この最後の部分、要するに米軍の配備や展開、作戦計画に関する情報が「特定秘密」で、これを井上高志が漏らし、香田洋二が得ていたことになる。確かに、これは自衛隊の実務中枢にアクセスしないと、香田洋二の顔だけでは外からは取れない情報だ。そしてまた、「陰の軍令部長」たる香田洋二には喉から手が出るほど欲しい情報。問題は、3月19日にこの漏洩が行われた直後、3月中に防衛省に通報があり、事案が発覚している点である。すぐに露顕してしまっている。そして、今回、井上高志が捜査で自供し書類送検までされたということは、その時点で漏洩の証拠を誰かに掴まれたことを意味する。おそらく、香田洋二が誰か(複数)にペラペラ喋ったのだろう。で、聞いた者が「それは特定秘密のはずなのに」となり、防衛省に密告したのだろう。

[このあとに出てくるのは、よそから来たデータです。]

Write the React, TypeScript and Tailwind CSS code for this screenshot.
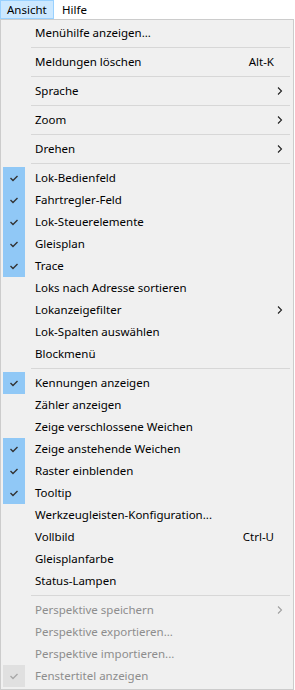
type Item =
  | { sep: true }
  | {
      sep?: false;
      label: string;
      checked?: boolean;
      shortcut?: string;
      submenu?: boolean;
      disabled?: boolean;
    };

const items: Item[] = [
  { label: "Menühilfe anzeigen..." },
  { sep: true },
  { label: "Meldungen löschen", shortcut: "Alt-K" },
  { sep: true },
  { label: "Sprache", submenu: true },
  { sep: true },
  { label: "Zoom", submenu: true },
  { sep: true },
  { label: "Drehen", submenu: true },
  { sep: true },
  { label: "Lok-Bedienfeld", checked: true },
  { label: "Fahrtregler-Feld", checked: true },
  { label: "Lok-Steuerelemente", checked: true },
  { label: "Gleisplan", checked: true },
  { label: "Trace", checked: true },
  { label: "Loks nach Adresse sortieren" },
  { label: "Lokanzeigefilter", submenu: true },
  { label: "Lok-Spalten auswählen" },
  { label: "Blockmenü" },
  { sep: true },
  { label: "Kennungen anzeigen", checked: true },
  { label: "Zähler anzeigen" },
  { label: "Zeige verschlossene Weichen" },
  { label: "Zeige anstehende Weichen", checked: true },
  { label: "Raster einblenden", checked: true },
  { label: "Tooltip", checked: true },
  { label: "Werkzeugleisten-Konfiguration..." },
  { label: "Vollbild", shortcut: "Ctrl-U" },
  { label: "Gleisplanfarbe" },
  { label: "Status-Lampen" },
  { sep: true },
  { label: "Perspektive speichern", submenu: true, disabled: true },
  { label: "Perspektive exportieren...", disabled: true },
  { label: "Perspektive importieren...", disabled: true },
  { label: "Fenstertitel anzeigen", checked: true, disabled: true },
];

const Check = ({ disabled }: { disabled?: boolean }) => (
  <svg width="22" height="22" viewBox="0 0 22 22">
    <polyline
      points="7.5,11 10,13.5 14.5,9"
      fill="none"
      stroke={disabled ? "#a8a8a8" : "#333"}
      strokeWidth="1.4"
    />
  </svg>
);

const Chevron = ({ disabled }: { disabled?: boolean }) => (
  <svg width="6" height="8" viewBox="0 0 6 8">
    <polyline
      points="1,0.5 4.5,4 1,7.5"
      fill="none"
      stroke={disabled ? "#a0a0a0" : "#222"}
      strokeWidth="1.1"
    />
  </svg>
);

export default function App() {
  return (
    <div className="w-[295px] h-[690px] bg-white font-['Noto_Sans',sans-serif] text-[11.5px] leading-none text-black">
      {/* Menu bar */}
      <div className="flex h-[19px] items-stretch">
        <div className="w-[54px] border border-[#99d1ff] bg-[#cce8ff] pl-[6px] flex items-center">
          Ansicht
        </div>
        <div className="pl-[8px] flex items-center">Hilfe</div>
      </div>

      {/* Dropdown */}
      <div className="w-[294px] h-[671px] border border-[#cccccc] bg-[#f0f0f0] p-[2px]">
        {items.map((it, i) =>
          it.sep ? (
            <div key={i} className="h-[7px] flex items-center pl-[28px] pr-[1px]">
              <div className="h-px w-full bg-[#d7d7d7]" />
            </div>
          ) : (
            <div
              key={i}
              className={`flex h-[22px] items-center ${it.disabled ? "text-[#8d8d8d]" : "text-black"}`}
            >
              <div
                className={`w-[22px] h-[22px] shrink-0 ${
                  it.checked ? (it.disabled ? "bg-[#e0e0e0]" : "bg-[#90c8f6]") : ""
                }`}
              >
                {it.checked && <Check disabled={it.disabled} />}
              </div>
              <div className="ml-[10px] flex-1 whitespace-nowrap">{it.label}</div>
              {it.shortcut && <div className="pr-[17px]">{it.shortcut}</div>}
              {it.submenu && (
                <div className="pr-[8px] flex items-center">
                  <Chevron disabled={it.disabled} />
                </div>
              )}
            </div>
          )
        )}
      </div>
    </div>
  );
}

密告から今回の書類送検まで、約2年の時間が経っている。何があったのかを松本清張な思考回路と分析視角で推理しないといけない。上にも書いたとおり、香田洋二は海自のオーナー格で、現場組織に絶大な影響力があり、この程度の問題を誰かに密告されたところで、普通は握り潰されて済まされるところだ。香田洋二もそう考えていて、まさかこんな事件に発展するとは思ってなかったに違いない。また防衛省と官邸は、2年間も机の引き出しに溜めていたわけで、その気になればいつでも摘発できたのである。この謎解きは、やはり、ネットで喋々されているとおり、最近の香田洋二の発言に関わっていると思われる。「43兆円の防衛費は身の丈を超えている」とか、「砂糖の山にたかるアリ」という政府批判の発言が、黙過・容認されざるところとなったのだろう。

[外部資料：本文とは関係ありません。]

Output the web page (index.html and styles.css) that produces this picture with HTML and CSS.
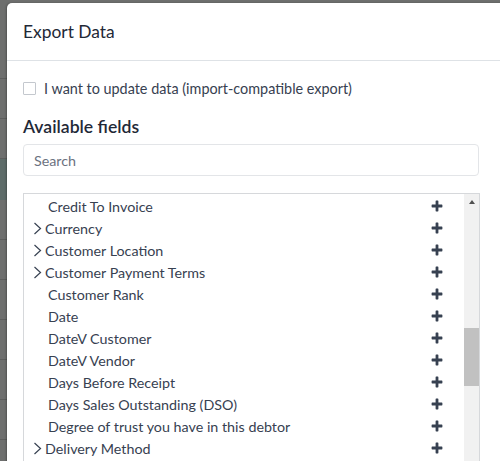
FILE: index.html
```html
<!DOCTYPE html>
<html lang="en">
<head>
<meta charset="utf-8">
<title>Export Data</title>
<link rel="stylesheet" href="styles.css">
</head>
<body>
<div class="backdrop">
  <div class="band b-top"></div>
  <div class="band b-40"></div>
  <div class="band b-40"></div>
  <div class="band b-teal"></div>
  <div class="band b-40"></div>
  <div class="band b-40"></div>
  <div class="band b-40"></div>
  <div class="band b-40"></div>
  <div class="band b-40"></div>
  <div class="band b-40"></div>
</div>
<div class="modal">
  <header class="modal-header">
    <h4 class="modal-title">Export Data</h4>
  </header>
  <div class="modal-body">
    <div class="col">
      <label class="check"><span class="box"></span><span>I want to update data (import-compatible export)</span></label>
      <h5 class="section-title">Available fields</h5>
      <input class="search" type="text" placeholder="Search">
      <div class="fields">
        <ul class="list">
          <li class="row"><span class="name">Credit To Invoice</span><span class="plus"><svg viewBox="0 0 12 12"><path d="M4.6 1.2a.6.6 0 0 1 .6-.6h1.6a.6.6 0 0 1 .6.6v3.4h3.4a.6.6 0 0 1 .6.6v1.6a.6.6 0 0 1-.6.6H7.4v3.4a.6.6 0 0 1-.6.6H5.2a.6.6 0 0 1-.6-.6V7.4H1.2a.6.6 0 0 1-.6-.6V5.2a.6.6 0 0 1 .6-.6h3.4z"/></svg></span></li>
          <li class="row has-caret"><span class="caret"><svg viewBox="0 0 9 13"><path d="M1.5 1l6 5.5-6 5.5"/></svg></span><span class="name">Currency</span><span class="plus"><svg viewBox="0 0 12 12"><path d="M4.6 1.2a.6.6 0 0 1 .6-.6h1.6a.6.6 0 0 1 .6.6v3.4h3.4a.6.6 0 0 1 .6.6v1.6a.6.6 0 0 1-.6.6H7.4v3.4a.6.6 0 0 1-.6.6H5.2a.6.6 0 0 1-.6-.6V7.4H1.2a.6.6 0 0 1-.6-.6V5.2a.6.6 0 0 1 .6-.6h3.4z"/></svg></span></li>
          <li class="row has-caret"><span class="caret"><svg viewBox="0 0 9 13"><path d="M1.5 1l6 5.5-6 5.5"/></svg></span><span class="name">Customer Location</span><span class="plus"><svg viewBox="0 0 12 12"><path d="M4.6 1.2a.6.6 0 0 1 .6-.6h1.6a.6.6 0 0 1 .6.6v3.4h3.4a.6.6 0 0 1 .6.6v1.6a.6.6 0 0 1-.6.6H7.4v3.4a.6.6 0 0 1-.6.6H5.2a.6.6 0 0 1-.6-.6V7.4H1.2a.6.6 0 0 1-.6-.6V5.2a.6.6 0 0 1 .6-.6h3.4z"/></svg></span></li>
          <li class="row has-caret"><span class="caret"><svg viewBox="0 0 9 13"><path d="M1.5 1l6 5.5-6 5.5"/></svg></span><span class="name">Customer Payment Terms</span><span class="plus"><svg viewBox="0 0 12 12"><path d="M4.6 1.2a.6.6 0 0 1 .6-.6h1.6a.6.6 0 0 1 .6.6v3.4h3.4a.6.6 0 0 1 .6.6v1.6a.6.6 0 0 1-.6.6H7.4v3.4a.6.6 0 0 1-.6.6H5.2a.6.6 0 0 1-.6-.6V7.4H1.2a.6.6 0 0 1-.6-.6V5.2a.6.6 0 0 1 .6-.6h3.4z"/></svg></span></li>
          <li class="row"><span class="name">Customer Rank</span><span class="plus"><svg viewBox="0 0 12 12"><path d="M4.6 1.2a.6.6 0 0 1 .6-.6h1.6a.6.6 0 0 1 .6.6v3.4h3.4a.6.6 0 0 1 .6.6v1.6a.6.6 0 0 1-.6.6H7.4v3.4a.6.6 0 0 1-.6.6H5.2a.6.6 0 0 1-.6-.6V7.4H1.2a.6.6 0 0 1-.6-.6V5.2a.6.6 0 0 1 .6-.6h3.4z"/></svg></span></li>
          <li class="row"><span class="name">Date</span><span class="plus"><svg viewBox="0 0 12 12"><path d="M4.6 1.2a.6.6 0 0 1 .6-.6h1.6a.6.6 0 0 1 .6.6v3.4h3.4a.6.6 0 0 1 .6.6v1.6a.6.6 0 0 1-.6.6H7.4v3.4a.6.6 0 0 1-.6.6H5.2a.6.6 0 0 1-.6-.6V7.4H1.2a.6.6 0 0 1-.6-.6V5.2a.6.6 0 0 1 .6-.6h3.4z"/></svg></span></li>
          <li class="row"><span class="name">DateV Customer</span><span class="plus"><svg viewBox="0 0 12 12"><path d="M4.6 1.2a.6.6 0 0 1 .6-.6h1.6a.6.6 0 0 1 .6.6v3.4h3.4a.6.6 0 0 1 .6.6v1.6a.6.6 0 0 1-.6.6H7.4v3.4a.6.6 0 0 1-.6.6H5.2a.6.6 0 0 1-.6-.6V7.4H1.2a.6.6 0 0 1-.6-.6V5.2a.6.6 0 0 1 .6-.6h3.4z"/></svg></span></li>
          <li class="row"><span class="name">DateV Vendor</span><span class="plus"><svg viewBox="0 0 12 12"><path d="M4.6 1.2a.6.6 0 0 1 .6-.6h1.6a.6.6 0 0 1 .6.6v3.4h3.4a.6.6 0 0 1 .6.6v1.6a.6.6 0 0 1-.6.6H7.4v3.4a.6.6 0 0 1-.6.6H5.2a.6.6 0 0 1-.6-.6V7.4H1.2a.6.6 0 0 1-.6-.6V5.2a.6.6 0 0 1 .6-.6h3.4z"/></svg></span></li>
          <li class="row"><span class="name">Days Before Receipt</span><span class="plus"><svg viewBox="0 0 12 12"><path d="M4.6 1.2a.6.6 0 0 1 .6-.6h1.6a.6.6 0 0 1 .6.6v3.4h3.4a.6.6 0 0 1 .6.6v1.6a.6.6 0 0 1-.6.6H7.4v3.4a.6.6 0 0 1-.6.6H5.2a.6.6 0 0 1-.6-.6V7.4H1.2a.6.6 0 0 1-.6-.6V5.2a.6.6 0 0 1 .6-.6h3.4z"/></svg></span></li>
          <li class="row"><span class="name">Days Sales Outstanding (DSO)</span><span class="plus"><svg viewBox="0 0 12 12"><path d="M4.6 1.2a.6.6 0 0 1 .6-.6h1.6a.6.6 0 0 1 .6.6v3.4h3.4a.6.6 0 0 1 .6.6v1.6a.6.6 0 0 1-.6.6H7.4v3.4a.6.6 0 0 1-.6.6H5.2a.6.6 0 0 1-.6-.6V7.4H1.2a.6.6 0 0 1-.6-.6V5.2a.6.6 0 0 1 .6-.6h3.4z"/></svg></span></li>
          <li class="row"><span class="name">Degree of trust you have in this debtor</span><span class="plus"><svg viewBox="0 0 12 12"><path d="M4.6 1.2a.6.6 0 0 1 .6-.6h1.6a.6.6 0 0 1 .6.6v3.4h3.4a.6.6 0 0 1 .6.6v1.6a.6.6 0 0 1-.6.6H7.4v3.4a.6.6 0 0 1-.6.6H5.2a.6.6 0 0 1-.6-.6V7.4H1.2a.6.6 0 0 1-.6-.6V5.2a.6.6 0 0 1 .6-.6h3.4z"/></svg></span></li>
          <li class="row has-caret"><span class="caret"><svg viewBox="0 0 9 13"><path d="M1.5 1l6 5.5-6 5.5"/></svg></span><span class="name">Delivery Method</span><span class="plus"><svg viewBox="0 0 12 12"><path d="M4.6 1.2a.6.6 0 0 1 .6-.6h1.6a.6.6 0 0 1 .6.6v3.4h3.4a.6.6 0 0 1 .6.6v1.6a.6.6 0 0 1-.6.6H7.4v3.4a.6.6 0 0 1-.6.6H5.2a.6.6 0 0 1-.6-.6V7.4H1.2a.6.6 0 0 1-.6-.6V5.2a.6.6 0 0 1 .6-.6h3.4z"/></svg></span></li>
        </ul>
        <div class="scrollbar">
          <div class="arrow-up"></div>
          <div class="thumb"></div>
        </div>
      </div>
    </div>
  </div>
</div>
</body>
</html>
```
FILE: styles.css
```css
html, body {
  margin: 0;
  padding: 0;
  width: 500px;
  height: 461px;
  overflow: hidden;
}
body {
  position: relative;
  background: #6e6f6e;
  font-family: Lato, "Open Sans", sans-serif;
  color: #374151;
}
.backdrop {
  display: flex;
  flex-direction: column;
}
.band {
  flex: none;
  border-bottom: 1px solid #5d5e5d;
  box-sizing: border-box;
}
.b-top { height: 79px; }
.b-40 { height: 40px; }
.b-teal { height: 41px; background: #5e6c69; border-bottom: 0; }

.modal {
  position: absolute;
  left: 7px;
  top: 3px;
  width: 540px;
  height: 520px;
  background: #fff;
  border-radius: 5px;
  box-shadow: -1px 0 2px rgba(0, 0, 0, 0.25);
}
.modal-header {
  padding: 16px;
  border-bottom: 1px solid #dee2e6;
}
.modal-title {
  margin: 0;
  font-size: 17.4px;
  font-weight: 400;
  line-height: 25px;
  color: #1f2937;
}
.modal-body {
  padding: 17px 16px;
}
.col {
  width: 457px;
}
.check {
  display: flex;
  align-items: center;
  gap: 8px;
  font-size: 14.4px;
  line-height: 21px;
}
.box {
  width: 11px;
  height: 11px;
  border: 1px solid #c4c8ce;
  border-radius: 1px;
  background: #fff;
}
.section-title {
  margin: 16px 0 5px;
  font-size: 17.6px;
  font-weight: 600;
  line-height: 24px;
  color: #1f2937;
}
.search {
  display: block;
  box-sizing: border-box;
  width: 456px;
  height: 32px;
  margin: 0;
  padding: 0 10px;
  border: 1px solid #e3e5e8;
  border-radius: 4px;
  font-family: inherit;
  font-size: 14.3px;
  color: #374151;
  outline: none;
}
.search::placeholder {
  color: #6b7280;
}
.fields {
  display: flex;
  margin-top: 17px;
  border: 1px solid #d6d8db;
  height: 320px;
}
.list {
  flex: 1;
  margin: 0;
  padding: 1px 0 0;
  list-style: none;
}
.row {
  display: flex;
  align-items: center;
  height: 22px;
  padding-left: 24px;
  padding-right: 21px;
  font-size: 14.3px;
}
.row.has-caret {
  padding-left: 9px;
}
.caret {
  display: flex;
  flex: none;
  width: 9px;
  height: 13px;
  margin-right: 3px;
}
.caret svg {
  display: block;
  width: 9px;
  height: 13px;
  fill: none;
  stroke: #374151;
  stroke-width: 1.2;
}
.name {
  flex: 1;
}
.plus {
  display: flex;
}
.plus svg {
  width: 12px;
  height: 12px;
  fill: #374151;
}
.scrollbar {
  width: 15px;
  background: #f1f1f1;
  display: flex;
  flex-direction: column;
  align-items: center;
}
.arrow-up {
  margin-top: 6px;
  width: 0;
  height: 0;
  border-left: 3.5px solid transparent;
  border-right: 3.5px solid transparent;
  border-bottom: 4px solid #505050;
}
.thumb {
  margin-top: 124px;
  width: 15px;
  height: 58px;
  background: #c1c1c1;
}
```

長い間、自衛隊の予算を増やせと言い、軍備拡張を唱えてきた右翼の香田洋二にも、現在の防衛政策の内容は不満なのであり、構想と計画が違うのだ。異議を唱えているのであり、オレの提言方向にしろと文句を言っているのである。今、台湾有事に向けての具体的計画が着々と決められている。武器の配備、艦隊の展開、部隊の運用が工程表に落とし込まれている。たぶん、その中身が香田洋二の考え方と違うのであり、香田洋二にすれば、オレの海自を勝手に動かすな、間違った作戦を組むなと言いたいのだろう。もっと言えば、オレを外すなと言いたいのかもしれない。香田洋二を外して誰が作戦を立案しているかと言えば、その主体は米軍CIAしかない。つまり、海自の戦力をフリーハンドで使いたい米軍にとって、外からあれこれ指図して口を出す香田洋二が邪魔になったのではないか

もともと、特定秘密保護法の制定はアメリカが日本に要求してきたもので、米軍の情報が日本から外に漏れることを防ぐことが目的の第一だった。平和憲法体制下にあった日本にはこの制度はなかった。アメリカはそれを心配し、マスコミでの世論工作の絨毯爆撃の末に安倍晋三の政権下で強行成立させたのだが、その定着にずっとナーバスでいたのだろう。日本の場合、こんな感じで、組織の実権者・最高実力者が組織の外にいて「うしろみ」(=丸山真男の『政事の構造』)の機能を果たす。リモートコントロールする。権力の根源は情報だから、外から「うしろみ」が情報にアクセスに来る。「うしろみ」がアメリカの方針に忠実に従う者ならよいが、独立に意思を持ち、別の戦略を口出しするようになると、アメリカはそれを排除しなくてはいけない

今回、こうして香田洋二を排除することで、アメリカは海自を自由自在にコントロールでき、台湾有事の手足として誰からも妨害されず使うことができるようになった。今回の事件は、アメリカによる自衛隊の粛軍であり見せしめだ。台湾有事を前にしての軍の粛清と権力の統制一元化だ。無論、それに手を貸した日本の軍国指導者たちがいる。